Si dice che tu abbia fatto “dell’estetica del rumore e della poetica dell’errore” due componenti fondamentali della sua musica, del tuo percorso. Lascio a te la parola a riguardo…
L’errore ha mille valenze, prima tra tutte il fattore imprevisto, incappo in un errore ed ho un elemento inaspettato e nuovo, ne prendo nota, tiro avanti continuando a sbagliare. Alla fine commetto tante di quelle scorrettezze che tutto si regge in un equilibrio che aderisce con precisione alla mia idea. Stesso per il rumore, leggiamo cosa riporta il dizionario a proposito di questa nomenclatura:Fenomeno acustico, che non ha caratteristiche musicali”. In questa definizione vediamo insinuarsi come qualcosa di peccaminoso. Se la definizione istituzionale è questa, allora sbaglio ed affermo che “il rumore è un fenomeno acustico più che musicale”.

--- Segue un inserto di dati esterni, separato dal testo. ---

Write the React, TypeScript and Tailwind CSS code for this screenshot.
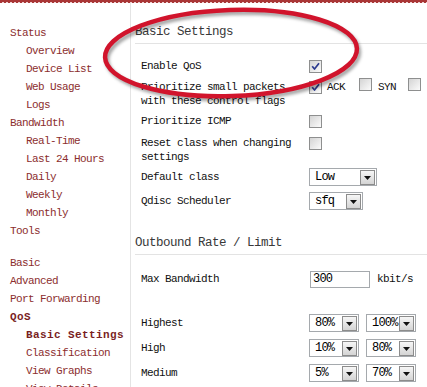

Negli anni hai dato vita al gruppo “Neo” e, successivamente, agli Squartet, con cui hai realizzato tour importanti, in giro in ogni dove. Quali sensazioni ti legano ancora a loro, alla musica realizzata in quel periodo?
In prima istanza l’amicizia, i ricordi delle mille avventure in giro per mezzo mondo. Per quanto riguarda la musica, mi limito a riascoltarla, a sorprendermi per alcune cose e vergognarmi di altre.
Il 2013 ti ha portato a prendere parte all’Orchestra Operaia di Massimo Nunzi. Tanti, di conseguenza, gli artisti con cui hai avuto modo di collaborare: Gabriele Coen, Fabrizio Bosso, Javier Girotto, Niccolò Fabi, Paolo Fresu, Greg Hutchinson. Che esperienza è stata?
Divertente il poter plasmare il mio distorto carattere musicale e timbrico. Ciò mi ha fatto sentire quasi un attore che recitava diversi ruoli, come un pornodivo che a volte si mette a fare anche film “normali”.
Hai avuto modo, tra l’altro, di suonare anche sul palco del primo maggio.. .
Si, quell’anno fu una sorta di elogio funebre a due grandi scomparsi, allora di recente, Prince e Remo Remotti, carissimo amico e personalità creativa multiforme con il quale ho collaborato negli ultimi 17 anni della sua vita.
Cosa puoi anticiparci sul tuo futuro artistico?
Questa è una domanda assai scomoda perché non credo molto nel futuro. Posso quindi asserire che sto lavorando a dei progetti per il passato.